Boone Nguyen

Boone Nguyen

Boone Nguyen is a photographer, installation artist, and curator of film and visual and performing arts. His current work explores how cultural practices and natural forces reclaim and transform places that have been subjected to economic, political, and environmental devastation. Focused on how villagers honor their dead and repurpose bomb craters, Đất Nước (2016), Boone's multimedia installation at Indigo Bleu Gallery in Philadelphia, explored villagers' relationship to land and place in Vietnam's Mekong Delta region. He was a producer for Bryan Green's The Philadelphia Bicycle Vignette Story, which premiered at the 6th Annual BlackStar Film Festival, and was nominated for Best Narrative Short. He is currently working on a project about migration and placemaking commissioned by the Asian Arts Initiative, with original funding from the Pew Center for Arts & Heritage, Philadelphia. The multimedia project will premiere in May 2018 and is a part of Asian Arts Initiative's (ex)CHANGE: History, Place, Presence project. 

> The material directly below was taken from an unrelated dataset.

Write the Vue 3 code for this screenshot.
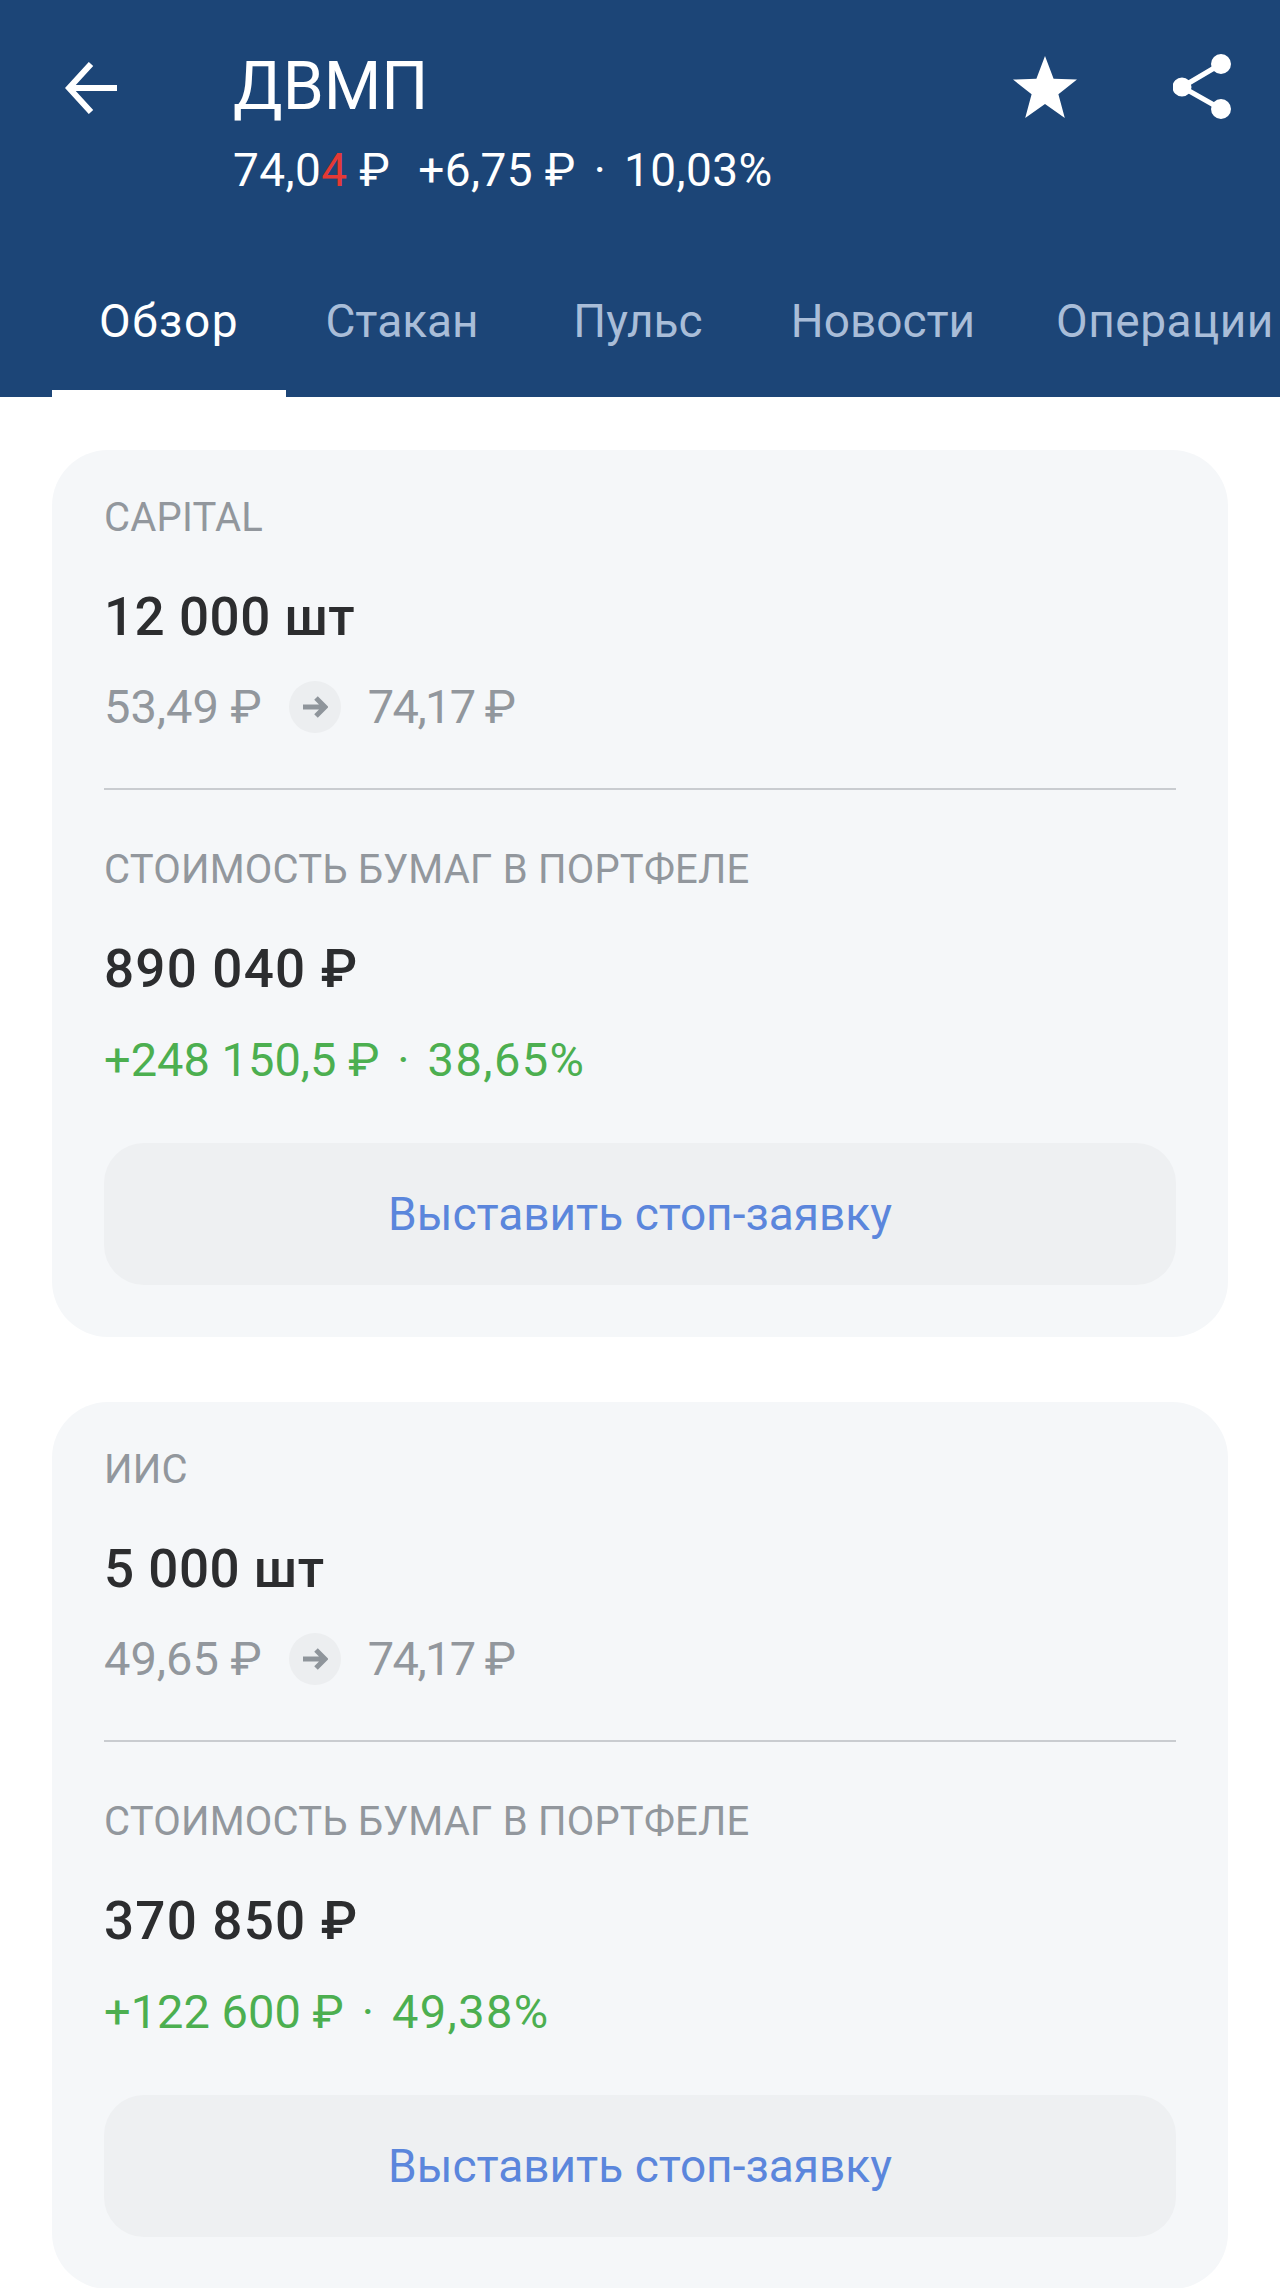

Boone Nguyen was born in Nha Trang, Vietnam and lived in Saigon until the age of seven, when his family resettled as refugees in South Philadelphia. Over the years, he held key positions at Scribe Video Center, Frameline, and Asian Arts Initiative. A short report on Boone's work recently aired on PBS member station WHYY-TV as part of its broadcast of Ken Burns' The Vietnam War. He earned an M.A. in Ethnic Studies from the University of California, San Diego, where he was a Cota Robles Fellow, and a B.A. in American Studies from Yale University.
 

Projects
Đi thì không có đường về (Leave, Then There’s No Way Home)

Đi thì không có đường về (Leave, Then There’s No Way Home), 2018

With images and sound from communities in South Philadelphia and Vietnam, Đi thì không có đường về is a multimedia installation about how cultural practices and collectivity can reclaim and transform spaces that have been subject to social, political and economic dislocation.